I began writing a book about my journey through mental illness back in February of this year. I had written a few chapters but eventually hit a road block so I put it away in a drawer and haven’t look at it since.
However, one of my literary heroes, Elizabeth Gilbert, just released her new book Big Magic which profoundly changed the way I think about creativity and the “hidden jewels” lying inside me.
After finishing the book, I pulled out the chapters I had worked on so diligently for several months and the words made me cringe. The meat of everything I had written was about what happened to me rather than how it transformed me. Basically, it was dull and boring, even to me.
So I went back to the drawing board and asked myself, “Lindsay, at the beginning of your journey what would have been the ideal outcome of your story? Because that is what you should write about.”

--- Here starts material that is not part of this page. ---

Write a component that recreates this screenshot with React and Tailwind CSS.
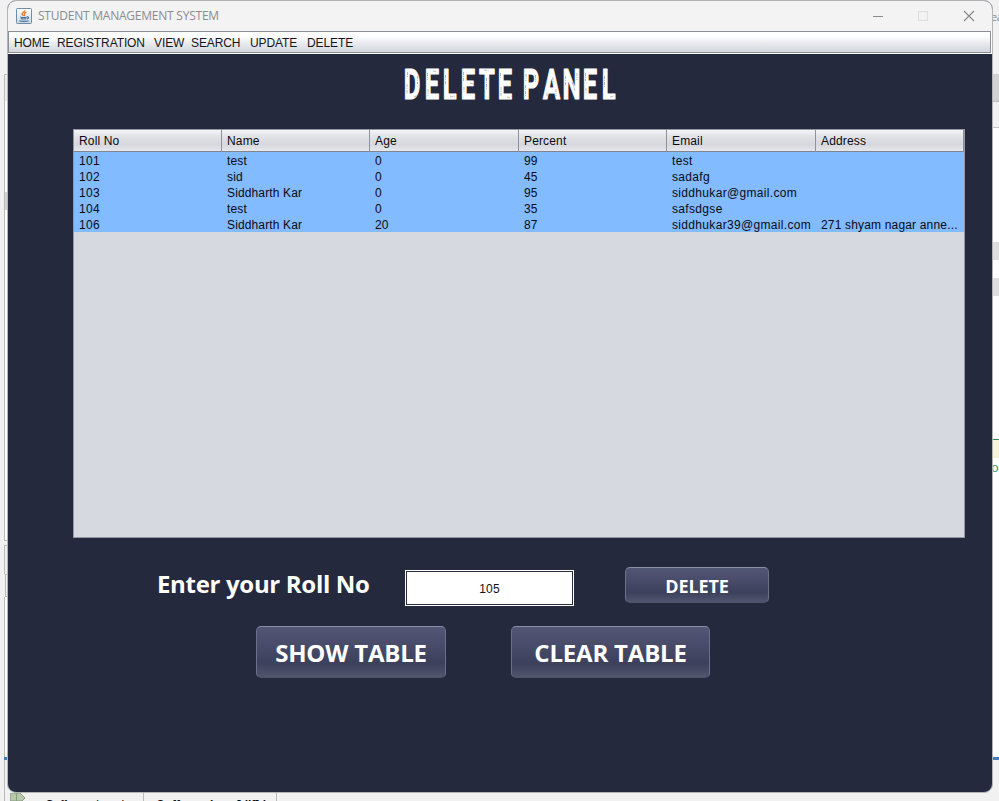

It took an hour of soul-searching and self-introspection to get to the bottom of it, but in the end my ultimate desire was this: I didn’t want to waste my suffering. I wanted to use it to get closer to myself and to become the heroine of my own story.
I thought that sounded pretty cool and when I wrote that, inspiration struck me with such ferocity that I wrote and wrote and wrote. Before I knew it, nearly ten hours had passed, my Saturday virtually gone. But I looked through my composition notebook and realized I was looking at the outline for an entirely new book – a more real and genuine one than what I had previously written. One I was writing purely for me, not anyone else.
And you know what’s strange? I found myself writing about the profound pain and suffering and emotional confusion I had endured and was actually enjoying it, which is to say I am in a drastically different state of mind compared to where I was many months ago. Maybe that is because enough time has passed for me to look at my story as a spectator rather than writing it all as it unfolded.
At the time I had begun writing my book I had only been out of the hospital for a little over a month. I was still depressed as my medications hadn’t quite kicked in yet. And I was angry. Why did this happen to me? Why is life so unfair? It’s no wonder, then, I had written a book from the viewpoint of a victim. Thank god I’ve moved on.
Perhaps the most encouraging piece of advice I took away from Big Magic is the idea that your creativity and art is begging to be made manifest. It doesn’t matter if what you create is any good. It just matters that you finish it. It may not always come easy or naturally, but then again your work never promised it would be either of those things. It just promised it would interesting. And it is interesting, indeed.